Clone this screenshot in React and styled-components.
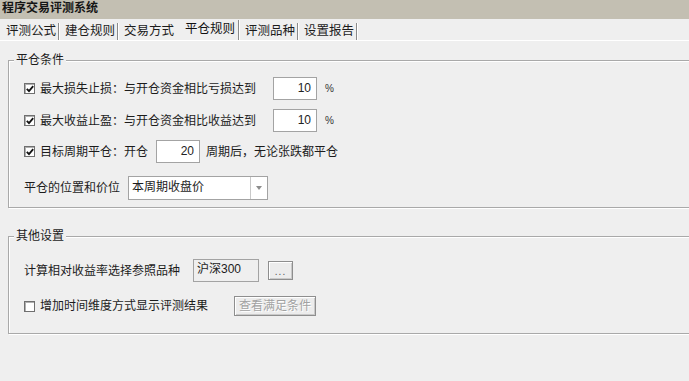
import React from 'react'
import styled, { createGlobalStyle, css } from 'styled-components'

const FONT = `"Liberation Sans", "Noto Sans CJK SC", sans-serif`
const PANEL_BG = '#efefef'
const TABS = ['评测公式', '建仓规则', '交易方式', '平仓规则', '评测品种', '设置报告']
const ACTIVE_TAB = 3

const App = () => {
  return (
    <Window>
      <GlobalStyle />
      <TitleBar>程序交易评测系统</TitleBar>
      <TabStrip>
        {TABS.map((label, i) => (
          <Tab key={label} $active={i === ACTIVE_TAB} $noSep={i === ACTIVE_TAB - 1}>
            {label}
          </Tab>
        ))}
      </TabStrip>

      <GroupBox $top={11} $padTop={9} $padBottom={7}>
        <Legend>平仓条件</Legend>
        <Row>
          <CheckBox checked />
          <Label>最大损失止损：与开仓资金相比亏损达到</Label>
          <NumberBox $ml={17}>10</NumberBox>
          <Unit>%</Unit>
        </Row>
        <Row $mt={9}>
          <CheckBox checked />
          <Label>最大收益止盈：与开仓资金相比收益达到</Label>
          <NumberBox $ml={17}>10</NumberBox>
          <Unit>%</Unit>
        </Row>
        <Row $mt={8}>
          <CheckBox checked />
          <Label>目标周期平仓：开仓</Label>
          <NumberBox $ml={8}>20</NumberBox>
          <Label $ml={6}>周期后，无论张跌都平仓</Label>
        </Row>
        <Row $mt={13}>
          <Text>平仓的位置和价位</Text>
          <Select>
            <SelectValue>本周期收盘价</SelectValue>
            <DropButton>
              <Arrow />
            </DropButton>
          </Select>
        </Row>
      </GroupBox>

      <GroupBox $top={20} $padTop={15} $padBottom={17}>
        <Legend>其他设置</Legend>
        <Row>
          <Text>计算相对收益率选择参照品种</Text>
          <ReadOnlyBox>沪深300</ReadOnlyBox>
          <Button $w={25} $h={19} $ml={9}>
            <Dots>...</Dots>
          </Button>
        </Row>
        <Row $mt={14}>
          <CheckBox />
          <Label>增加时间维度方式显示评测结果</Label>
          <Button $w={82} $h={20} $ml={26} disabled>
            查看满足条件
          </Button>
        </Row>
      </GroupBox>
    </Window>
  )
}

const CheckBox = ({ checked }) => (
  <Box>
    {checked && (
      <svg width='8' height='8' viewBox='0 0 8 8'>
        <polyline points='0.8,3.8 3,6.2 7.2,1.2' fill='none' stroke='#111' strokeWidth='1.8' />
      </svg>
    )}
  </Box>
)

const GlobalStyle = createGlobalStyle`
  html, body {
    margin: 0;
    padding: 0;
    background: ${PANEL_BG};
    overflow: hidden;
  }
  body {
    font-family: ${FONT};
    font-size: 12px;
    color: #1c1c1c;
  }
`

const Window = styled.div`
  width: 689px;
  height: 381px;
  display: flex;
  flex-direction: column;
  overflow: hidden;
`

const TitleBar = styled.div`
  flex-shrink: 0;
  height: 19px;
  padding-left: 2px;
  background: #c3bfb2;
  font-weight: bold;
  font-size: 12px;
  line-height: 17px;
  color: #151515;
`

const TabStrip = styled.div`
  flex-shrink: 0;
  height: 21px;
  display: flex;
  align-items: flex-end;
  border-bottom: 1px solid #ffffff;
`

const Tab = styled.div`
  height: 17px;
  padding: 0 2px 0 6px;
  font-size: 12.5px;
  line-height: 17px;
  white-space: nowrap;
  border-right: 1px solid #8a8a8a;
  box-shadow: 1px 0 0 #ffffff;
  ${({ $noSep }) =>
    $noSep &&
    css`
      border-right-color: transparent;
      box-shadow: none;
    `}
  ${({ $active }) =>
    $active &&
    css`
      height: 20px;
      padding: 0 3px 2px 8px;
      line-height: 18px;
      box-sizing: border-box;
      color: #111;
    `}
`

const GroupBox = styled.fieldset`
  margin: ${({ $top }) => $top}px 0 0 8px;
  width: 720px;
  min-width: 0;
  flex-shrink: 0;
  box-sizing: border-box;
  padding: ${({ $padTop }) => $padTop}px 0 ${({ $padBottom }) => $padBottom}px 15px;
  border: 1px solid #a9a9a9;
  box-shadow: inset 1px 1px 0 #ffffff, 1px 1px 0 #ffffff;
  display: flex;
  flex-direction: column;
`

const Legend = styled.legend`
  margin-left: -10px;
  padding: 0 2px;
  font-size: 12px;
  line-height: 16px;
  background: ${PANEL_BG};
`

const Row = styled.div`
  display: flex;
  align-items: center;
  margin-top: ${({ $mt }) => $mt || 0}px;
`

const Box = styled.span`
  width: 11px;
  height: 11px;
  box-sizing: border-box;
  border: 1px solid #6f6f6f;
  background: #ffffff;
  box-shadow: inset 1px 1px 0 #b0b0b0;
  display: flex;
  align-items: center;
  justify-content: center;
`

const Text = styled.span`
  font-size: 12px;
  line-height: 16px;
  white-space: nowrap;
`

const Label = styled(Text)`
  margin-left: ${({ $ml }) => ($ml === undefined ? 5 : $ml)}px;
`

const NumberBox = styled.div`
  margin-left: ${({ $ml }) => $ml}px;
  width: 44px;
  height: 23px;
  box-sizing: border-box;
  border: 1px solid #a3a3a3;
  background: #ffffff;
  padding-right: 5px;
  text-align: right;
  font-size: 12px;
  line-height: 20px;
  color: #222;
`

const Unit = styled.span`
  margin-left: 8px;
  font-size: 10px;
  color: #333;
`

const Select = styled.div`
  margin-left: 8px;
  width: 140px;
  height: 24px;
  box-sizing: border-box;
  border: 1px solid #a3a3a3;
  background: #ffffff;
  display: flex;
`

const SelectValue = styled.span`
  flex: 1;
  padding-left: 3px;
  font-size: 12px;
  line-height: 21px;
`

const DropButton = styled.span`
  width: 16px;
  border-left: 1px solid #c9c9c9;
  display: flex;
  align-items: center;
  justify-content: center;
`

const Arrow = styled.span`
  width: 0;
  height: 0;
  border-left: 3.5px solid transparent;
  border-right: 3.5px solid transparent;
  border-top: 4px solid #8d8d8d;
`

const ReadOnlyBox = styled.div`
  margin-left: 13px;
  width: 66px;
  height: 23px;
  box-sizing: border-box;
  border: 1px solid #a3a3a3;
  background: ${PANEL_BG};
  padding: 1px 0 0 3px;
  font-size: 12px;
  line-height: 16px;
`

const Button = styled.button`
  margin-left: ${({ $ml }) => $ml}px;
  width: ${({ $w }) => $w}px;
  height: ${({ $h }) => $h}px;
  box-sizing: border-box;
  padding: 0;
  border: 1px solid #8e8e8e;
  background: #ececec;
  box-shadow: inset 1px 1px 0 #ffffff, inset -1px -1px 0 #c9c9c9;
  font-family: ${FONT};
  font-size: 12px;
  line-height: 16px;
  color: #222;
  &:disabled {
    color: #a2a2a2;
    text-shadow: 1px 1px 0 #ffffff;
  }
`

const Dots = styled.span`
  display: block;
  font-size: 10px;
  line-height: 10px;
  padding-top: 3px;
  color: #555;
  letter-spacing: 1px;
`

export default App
= = = = =
# Requirement
Give every line above again exactly, with no pictures.

# Written solution
Clone this screenshot in React and styled-components.
import React from 'react'
import styled, { createGlobalStyle, css } from 'styled-components'

const FONT = `"Liberation Sans", "Noto Sans CJK SC", sans-serif`
const PANEL_BG = '#efefef'
const TABS = ['评测公式', '建仓规则', '交易方式', '平仓规则', '评测品种', '设置报告']
const ACTIVE_TAB = 3

const App = () => {
  return (
    <Window>
      <GlobalStyle />
      <TitleBar>程序交易评测系统</TitleBar>
      <TabStrip>
        {TABS.map((label, i) => (
          <Tab key={label} $active={i === ACTIVE_TAB} $noSep={i === ACTIVE_TAB - 1}>
            {label}
          </Tab>
        ))}
      </TabStrip>

      <GroupBox $top={11} $padTop={9} $padBottom={7}>
        <Legend>平仓条件</Legend>
        <Row>
          <CheckBox checked />
          <Label>最大损失止损：与开仓资金相比亏损达到</Label>
          <NumberBox $ml={17}>10</NumberBox>
          <Unit>%</Unit>
        </Row>
        <Row $mt={9}>
          <CheckBox checked />
          <Label>最大收益止盈：与开仓资金相比收益达到</Label>
          <NumberBox $ml={17}>10</NumberBox>
          <Unit>%</Unit>
        </Row>
        <Row $mt={8}>
          <CheckBox checked />
          <Label>目标周期平仓：开仓</Label>
          <NumberBox $ml={8}>20</NumberBox>
          <Label $ml={6}>周期后，无论张跌都平仓</Label>
        </Row>
        <Row $mt={13}>
          <Text>平仓的位置和价位</Text>
          <Select>
            <SelectValue>本周期收盘价</SelectValue>
            <DropButton>
              <Arrow />
            </DropButton>
          </Select>
        </Row>
      </GroupBox>

      <GroupBox $top={20} $padTop={15} $padBottom={17}>
        <Legend>其他设置</Legend>
        <Row>
          <Text>计算相对收益率选择参照品种</Text>
          <ReadOnlyBox>沪深300</ReadOnlyBox>
          <Button $w={25} $h={19} $ml={9}>
            <Dots>...</Dots>
          </Button>
        </Row>
        <Row $mt={14}>
          <CheckBox />
          <Label>增加时间维度方式显示评测结果</Label>
          <Button $w={82} $h={20} $ml={26} disabled>
            查看满足条件
          </Button>
        </Row>
      </GroupBox>
    </Window>
  )
}

const CheckBox = ({ checked }) => (
  <Box>
    {checked && (
      <svg width='8' height='8' viewBox='0 0 8 8'>
        <polyline points='0.8,3.8 3,6.2 7.2,1.2' fill='none' stroke='#111' strokeWidth='1.8' />
      </svg>
    )}
  </Box>
)

const GlobalStyle = createGlobalStyle`
  html, body {
    margin: 0;
    padding: 0;
    background: ${PANEL_BG};
    overflow: hidden;
  }
  body {
    font-family: ${FONT};
    font-size: 12px;
    color: #1c1c1c;
  }
`

const Window = styled.div`
  width: 689px;
  height: 381px;
  display: flex;
  flex-direction: column;
  overflow: hidden;
`

const TitleBar = styled.div`
  flex-shrink: 0;
  height: 19px;
  padding-left: 2px;
  background: #c3bfb2;
  font-weight: bold;
  font-size: 12px;
  line-height: 17px;
  color: #151515;
`

const TabStrip = styled.div`
  flex-shrink: 0;
  height: 21px;
  display: flex;
  align-items: flex-end;
  border-bottom: 1px solid #ffffff;
`

const Tab = styled.div`
  height: 17px;
  padding: 0 2px 0 6px;
  font-size: 12.5px;
  line-height: 17px;
  white-space: nowrap;
  border-right: 1px solid #8a8a8a;
  box-shadow: 1px 0 0 #ffffff;
  ${({ $noSep }) =>
    $noSep &&
    css`
      border-right-color: transparent;
      box-shadow: none;
    `}
  ${({ $active }) =>
    $active &&
    css`
      height: 20px;
      padding: 0 3px 2px 8px;
      line-height: 18px;
      box-sizing: border-box;
      color: #111;
    `}
`

const GroupBox = styled.fieldset`
  margin: ${({ $top }) => $top}px 0 0 8px;
  width: 720px;
  min-width: 0;
  flex-shrink: 0;
  box-sizing: border-box;
  padding: ${({ $padTop }) => $padTop}px 0 ${({ $padBottom }) => $padBottom}px 15px;
  border: 1px solid #a9a9a9;
  box-shadow: inset 1px 1px 0 #ffffff, 1px 1px 0 #ffffff;
  display: flex;
  flex-direction: column;
`

const Legend = styled.legend`
  margin-left: -10px;
  padding: 0 2px;
  font-size: 12px;
  line-height: 16px;
  background: ${PANEL_BG};
`

const Row = styled.div`
  display: flex;
  align-items: center;
  margin-top: ${({ $mt }) => $mt || 0}px;
`

const Box = styled.span`
  width: 11px;
  height: 11px;
  box-sizing: border-box;
  border: 1px solid #6f6f6f;
  background: #ffffff;
  box-shadow: inset 1px 1px 0 #b0b0b0;
  display: flex;
  align-items: center;
  justify-content: center;
`

const Text = styled.span`
  font-size: 12px;
  line-height: 16px;
  white-space: nowrap;
`

const Label = styled(Text)`
  margin-left: ${({ $ml }) => ($ml === undefined ? 5 : $ml)}px;
`

const NumberBox = styled.div`
  margin-left: ${({ $ml }) => $ml}px;
  width: 44px;
  height: 23px;
  box-sizing: border-box;
  border: 1px solid #a3a3a3;
  background: #ffffff;
  padding-right: 5px;
  text-align: right;
  font-size: 12px;
  line-height: 20px;
  color: #222;
`

const Unit = styled.span`
  margin-left: 8px;
  font-size: 10px;
  color: #333;
`

const Select = styled.div`
  margin-left: 8px;
  width: 140px;
  height: 24px;
  box-sizing: border-box;
  border: 1px solid #a3a3a3;
  background: #ffffff;
  display: flex;
`

const SelectValue = styled.span`
  flex: 1;
  padding-left: 3px;
  font-size: 12px;
  line-height: 21px;
`

const DropButton = styled.span`
  width: 16px;
  border-left: 1px solid #c9c9c9;
  display: flex;
  align-items: center;
  justify-content: center;
`

const Arrow = styled.span`
  width: 0;
  height: 0;
  border-left: 3.5px solid transparent;
  border-right: 3.5px solid transparent;
  border-top: 4px solid #8d8d8d;
`

const ReadOnlyBox = styled.div`
  margin-left: 13px;
  width: 66px;
  height: 23px;
  box-sizing: border-box;
  border: 1px solid #a3a3a3;
  background: ${PANEL_BG};
  padding: 1px 0 0 3px;
  font-size: 12px;
  line-height: 16px;
`

const Button = styled.button`
  margin-left: ${({ $ml }) => $ml}px;
  width: ${({ $w }) => $w}px;
  height: ${({ $h }) => $h}px;
  box-sizing: border-box;
  padding: 0;
  border: 1px solid #8e8e8e;
  background: #ececec;
  box-shadow: inset 1px 1px 0 #ffffff, inset -1px -1px 0 #c9c9c9;
  font-family: ${FONT};
  font-size: 12px;
  line-height: 16px;
  color: #222;
  &:disabled {
    color: #a2a2a2;
    text-shadow: 1px 1px 0 #ffffff;
  }
`

const Dots = styled.span`
  display: block;
  font-size: 10px;
  line-height: 10px;
  padding-top: 3px;
  color: #555;
  letter-spacing: 1px;
`

export default App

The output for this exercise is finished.